From the European perspective, the actual outcome – a marginal Conservative win falling short of an absolute majority – is arguably worse still. Government formation, usually a cut-and-dried process in the UK, may fall hostage to a leadership challenge against May.

It’s also now clear that May intends to rely on the support of Northern Ireland’s Democratic Unionist Party to survive in government. But leader Arlene Foster holds different views to the Conservative leadership over Brexit. The DUP is, for example, keen to retain access to the single market.

An alternative coalition based around the Labour Party would be arithmetically possible, but to date the party leadership has rejected the idea of doing deals with any other party. Corbyn says he is ready to present a minority government on a Labour platform.

Strong and schadenfreude

European voices joined critics at home in blaming May for the dramatic reversal in party fortunes. Sweden’s former foreign minister Carl Bildt described the poor result for the Conservatives as the “price to be paid for the lack of true leadership”. May’s “strong and stable” slogan was widely ridiculed. Italian daily Corriere della Sera proclaimed: “She’s no Margaret Thatcher”. Le Monde awards her the Palme d’Or for political suicide.

The official response from Germany has been predictably matter-of-fact. The government Christian Democratic Union (CDU) claims that the chancellor, Angela Merkel, does not anticipate any impact on the Brexit negotiations. She is working on the commitment to the Brexit process already made by May and looks forward to the swift resumption of concrete talks after the election.

However, others have made no bones about their criticism of the snap election and May’s disastrous handling of the campaign. Germany’s Brok was particularly critical of May’s recent announcement that she would be prepared to suspend human rights legislation in the fight against terrorism, arguing that this is just the outcome Islamic State wants for western democracies.

In France, the country is focused on their own upcoming parliamentary elections, where the newly elected president, Emmanuel Macron, looks set to win a landslide victory. However, there was general agreement that the UK election has created greater uncertainty, both over Brexit and for the UK itself. The Catholic newspaper La Croix believes the outcome has exposed the differences within the union, as Scotland, Wales and Northern Ireland struggle to have their voices heard.

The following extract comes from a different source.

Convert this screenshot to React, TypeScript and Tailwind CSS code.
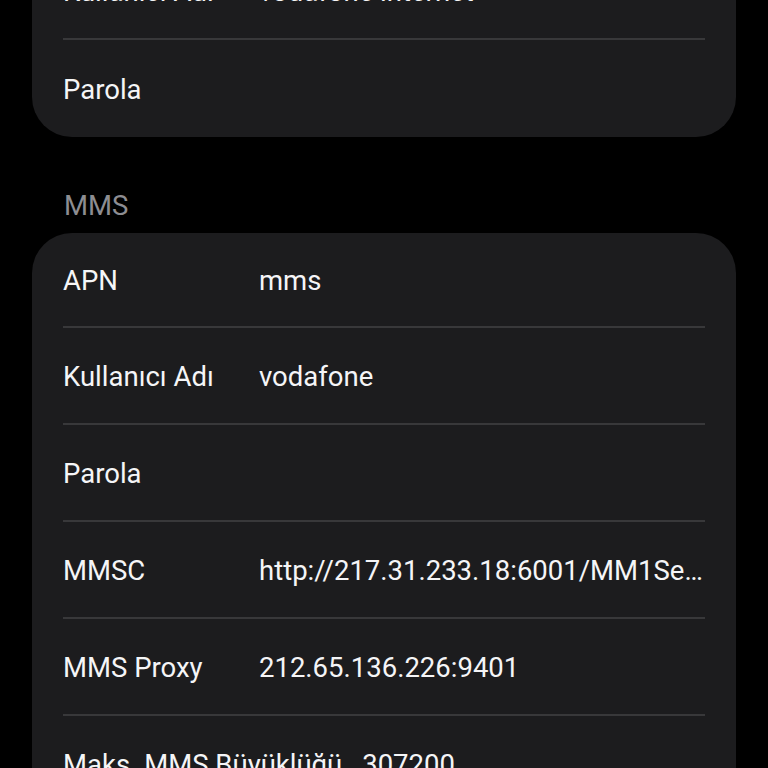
import React from "react";

type Row = { label: string; value?: string };

const topRows: Row[] = [
  { label: "Kullanıcı Adı", value: "vodafone internet" },
  { label: "Parola" },
];

const mmsRows: Row[] = [
  { label: "APN", value: "mms" },
  { label: "Kullanıcı Adı", value: "vodafone" },
  { label: "Parola" },
  { label: "MMSC", value: "http://217.31.233.18:6001/MM1Se…" },
  { label: "MMS Proxy", value: "212.65.136.226:9401" },
  { label: "Maks. MMS Büyüklüğü", value: "307200" },
  { label: "MMS UA Prof URL" },
];

function Card({ rows, firstShort }: { rows: Row[]; firstShort?: boolean }) {
  return (
    <div className="bg-[#1c1c1e] rounded-[40px] px-[31px]">
      {rows.map((r, i) => {
        const last = i === rows.length - 1;
        const short = firstShort && i === 0;
        return (
          <div
            key={i}
            className={
              (short ? "h-[95px] " : "h-[97px] ") +
              "flex items-center gap-[20px] pt-[2px]" +
              (last ? "" : " border-b-[2px] border-[#38383a]")
            }
          >
            <span className="min-w-[176px] whitespace-nowrap text-[#f5f5f7]">{r.label}</span>
            {r.value && (
              <span className="flex-1 min-w-0 whitespace-nowrap overflow-hidden text-[#f5f5f7]">
                {r.value}
              </span>
            )}
          </div>
        );
      })}
    </div>
  );
}

export default function App() {
  return (
    <div
      className="w-[768px] h-[768px] overflow-hidden bg-black text-[27.5px] leading-[32px]"
      style={{ fontFamily: "Roboto, 'Noto Sans', sans-serif" }}
    >
      <div className="px-[32px] mt-[-57px]">
        <Card rows={topRows} />
        <div className="pt-[53px] pb-[11px] px-[32px] text-[#8d8d92]">MMS</div>
        <Card rows={mmsRows} firstShort />
      </div>
    </div>
  );
}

The ConversationGerman television station ZDF judged the mood in Brussels as “conflicted”. Admittedly, after her aggressive and uncompromising stance over Brexit and complaints of German “interference” in the UK election campaign, news of May’s debacle was greeted with a little schadenfreude. However, the overriding feeling is one of concern that the Brexit negotiations might be postponed yet again, to the detriment of Europe’s global standing and internal solidarity.